A la luz de la experiencia en otros países, no parece que negarse a entrar en ese debate sea un terreno político muy firme; ni la opción política más conveniente para afrontar, con solidez, la confrontación que plantea el nacionalismo, dentro y fuera de Cataluña. Sobre todo, si se tiene en cuenta que, por sorprendente que parezca, el consenso sobre la necesidad de realizar el referéndum incluye a significativas fuerzas políticas que manifiestan, sin embargo, su oposición a la independencia. La sociedad catalana tiene que empezar a enfrentarse a lo que pone en juego en este proceso: la incertidumbre sobre su economía y su pertenencia a la UE o su fractura interna, entre otras cosas. Y eso no ocurrirá mientras no se rompa el encantamiento que el nacionalismo ha sabido crear con el “derecho a decidir”. Porque, políticamente, este reto no se ganará, únicamente, desde la legalidad ni desde fuera de la sociedad catalana.

Cerrada la vía del referéndum, el nacionalismo abrirá otros caminos para mostrar el respaldo popular a sus demandas.

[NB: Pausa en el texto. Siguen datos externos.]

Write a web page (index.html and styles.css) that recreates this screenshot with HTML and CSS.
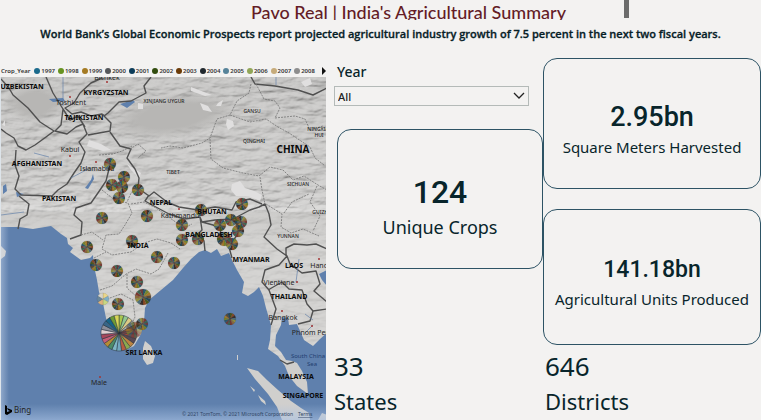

Caminos que le exigirán tratar de incrementar la tensión política, radicalizando el movimiento, devorando a muchos de quienes se han creído capaces de conducirlo y transformando el mapa político catalán. Una situación más difícil de gestionar para Cataluña y para España.

En cualquier caso, sea cual sea la opción que se adopte, no se puede olvidar qué es lo que nos ha traído hasta aquí: los problemas irresueltos del sistema autonómico. Afrontar su reforma, tratando de dar adecuada solución a esos problemas, eludiendo los graves errores cometidos en la reforma del Estatuto, resulta indispensable. Pero para ello se necesita tiempo, acierto y un gran consenso. Lo que resultará suicida para la democracia española es eludir, al mismo tiempo, el reto de las instituciones catalanas exigiendo un referéndum sobre la independencia y la reforma del sistema autonómico. Los indicios no son nada halagüeños.